Realization of quantum Maxwell's demon with solid-state spins

TL;DR

This paper reports the experimental realization of a quantum Maxwell's demon using solid-state spins, demonstrating how quantum coherence and entanglement influence thermodynamic processes at the microscopic level.

Contribution

It introduces a novel quantum Maxwell's demon implementation with superposition and entanglement capabilities, advancing quantum thermodynamics research.

Findings

Quantum demon can start in superposition or entangled states.

Quantum coherence and entanglement affect entropy measurements.

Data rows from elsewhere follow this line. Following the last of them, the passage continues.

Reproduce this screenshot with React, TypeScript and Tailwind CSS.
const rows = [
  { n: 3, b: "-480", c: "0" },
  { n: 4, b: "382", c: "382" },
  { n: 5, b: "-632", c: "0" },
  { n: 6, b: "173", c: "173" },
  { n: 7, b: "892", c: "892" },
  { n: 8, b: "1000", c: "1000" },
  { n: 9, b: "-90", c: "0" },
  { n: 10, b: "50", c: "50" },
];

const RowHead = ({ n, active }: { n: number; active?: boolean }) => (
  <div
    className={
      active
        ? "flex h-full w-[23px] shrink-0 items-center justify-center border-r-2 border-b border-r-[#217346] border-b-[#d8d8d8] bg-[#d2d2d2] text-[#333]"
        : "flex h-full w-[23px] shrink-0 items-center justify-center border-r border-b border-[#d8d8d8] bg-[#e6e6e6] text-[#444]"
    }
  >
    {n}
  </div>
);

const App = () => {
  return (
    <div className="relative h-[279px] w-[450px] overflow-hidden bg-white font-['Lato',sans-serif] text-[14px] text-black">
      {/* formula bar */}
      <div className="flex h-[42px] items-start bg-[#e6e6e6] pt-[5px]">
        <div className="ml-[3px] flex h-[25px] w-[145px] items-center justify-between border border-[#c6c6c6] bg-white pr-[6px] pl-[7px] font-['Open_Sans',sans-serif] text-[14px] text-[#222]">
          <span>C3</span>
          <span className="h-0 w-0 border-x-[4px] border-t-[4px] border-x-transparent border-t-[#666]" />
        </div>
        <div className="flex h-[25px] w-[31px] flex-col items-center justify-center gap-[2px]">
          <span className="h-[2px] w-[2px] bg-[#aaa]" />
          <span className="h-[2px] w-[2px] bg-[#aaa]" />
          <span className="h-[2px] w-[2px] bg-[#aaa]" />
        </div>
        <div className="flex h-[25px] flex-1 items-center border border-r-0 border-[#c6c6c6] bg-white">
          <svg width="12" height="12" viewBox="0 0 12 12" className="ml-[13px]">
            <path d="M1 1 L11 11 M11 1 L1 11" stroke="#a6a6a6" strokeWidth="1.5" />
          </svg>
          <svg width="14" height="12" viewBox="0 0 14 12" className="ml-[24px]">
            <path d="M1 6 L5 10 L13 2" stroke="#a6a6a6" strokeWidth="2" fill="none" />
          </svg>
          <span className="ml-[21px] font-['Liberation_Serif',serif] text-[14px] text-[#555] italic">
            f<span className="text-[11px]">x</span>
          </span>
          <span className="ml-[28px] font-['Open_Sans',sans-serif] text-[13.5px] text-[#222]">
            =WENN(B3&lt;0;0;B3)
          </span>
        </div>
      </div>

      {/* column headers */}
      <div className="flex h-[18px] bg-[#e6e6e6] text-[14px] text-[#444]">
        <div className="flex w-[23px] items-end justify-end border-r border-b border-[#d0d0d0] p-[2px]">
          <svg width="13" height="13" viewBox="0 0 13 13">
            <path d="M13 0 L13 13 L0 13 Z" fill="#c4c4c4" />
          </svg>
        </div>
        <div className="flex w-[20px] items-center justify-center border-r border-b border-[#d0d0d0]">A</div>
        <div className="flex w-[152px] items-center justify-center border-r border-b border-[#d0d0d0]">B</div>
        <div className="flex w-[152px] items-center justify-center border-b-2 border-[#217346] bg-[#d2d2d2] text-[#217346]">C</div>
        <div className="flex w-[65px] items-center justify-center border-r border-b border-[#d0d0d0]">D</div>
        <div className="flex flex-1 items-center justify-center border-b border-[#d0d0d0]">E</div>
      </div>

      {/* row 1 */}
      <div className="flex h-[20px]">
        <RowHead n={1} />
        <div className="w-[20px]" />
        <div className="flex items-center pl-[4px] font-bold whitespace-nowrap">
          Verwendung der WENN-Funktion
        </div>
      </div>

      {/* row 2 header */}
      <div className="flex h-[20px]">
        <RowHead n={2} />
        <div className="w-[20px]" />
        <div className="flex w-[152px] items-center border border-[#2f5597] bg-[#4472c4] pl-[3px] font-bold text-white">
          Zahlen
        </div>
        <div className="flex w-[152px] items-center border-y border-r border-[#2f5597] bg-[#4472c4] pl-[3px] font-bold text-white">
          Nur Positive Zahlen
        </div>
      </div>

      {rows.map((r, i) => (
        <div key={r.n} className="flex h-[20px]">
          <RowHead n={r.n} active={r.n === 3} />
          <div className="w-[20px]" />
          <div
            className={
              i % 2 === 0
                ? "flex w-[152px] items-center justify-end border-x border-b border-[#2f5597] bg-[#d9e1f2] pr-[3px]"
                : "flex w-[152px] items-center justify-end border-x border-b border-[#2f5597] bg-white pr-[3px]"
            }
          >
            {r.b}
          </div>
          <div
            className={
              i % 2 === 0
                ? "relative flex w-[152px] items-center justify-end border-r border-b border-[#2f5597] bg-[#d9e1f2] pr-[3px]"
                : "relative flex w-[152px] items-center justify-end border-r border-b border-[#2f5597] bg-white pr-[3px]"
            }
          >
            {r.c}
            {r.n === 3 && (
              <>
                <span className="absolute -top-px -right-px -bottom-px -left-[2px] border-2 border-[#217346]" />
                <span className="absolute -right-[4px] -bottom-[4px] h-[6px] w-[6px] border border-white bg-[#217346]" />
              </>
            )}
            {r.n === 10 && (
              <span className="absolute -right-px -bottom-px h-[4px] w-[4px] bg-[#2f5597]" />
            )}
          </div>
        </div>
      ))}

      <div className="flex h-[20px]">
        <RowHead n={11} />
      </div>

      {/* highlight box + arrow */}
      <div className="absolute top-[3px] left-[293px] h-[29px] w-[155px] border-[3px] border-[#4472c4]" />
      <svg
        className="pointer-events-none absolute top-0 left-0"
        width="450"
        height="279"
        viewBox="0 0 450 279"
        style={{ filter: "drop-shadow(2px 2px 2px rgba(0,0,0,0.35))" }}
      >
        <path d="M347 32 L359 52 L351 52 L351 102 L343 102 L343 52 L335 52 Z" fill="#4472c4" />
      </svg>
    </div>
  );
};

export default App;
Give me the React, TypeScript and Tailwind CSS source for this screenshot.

Demonstrates controllability of quantum thermodynamic processes.

Abstract

Resolution of the century-long paradox on Maxwell's demon reveals a deep connection between information theory and thermodynamics. Although initially introduced as a thought experiment, Maxwell's demon can now be implemented in several physical systems, leading to intriguing test of information-thermodynamic relations. Here, we report experimental realization of a quantum version of Maxwell's demon using solid state spins where the information acquiring and feedback operations by the demon are achieved through conditional quantum gates. A unique feature of this implementation is that the demon can start in a quantum superposition state or in an entangled state with an ancilla observer. Through quantum state tomography, we measure the entropy in the system, demon, and the ancilla, showing the influence of coherence and entanglement on the result. A quantum implementation of Maxwell's demon adds more controllability to this paradoxical thermal machine and may find applications in quantum thermodynamics involving microscopic systems.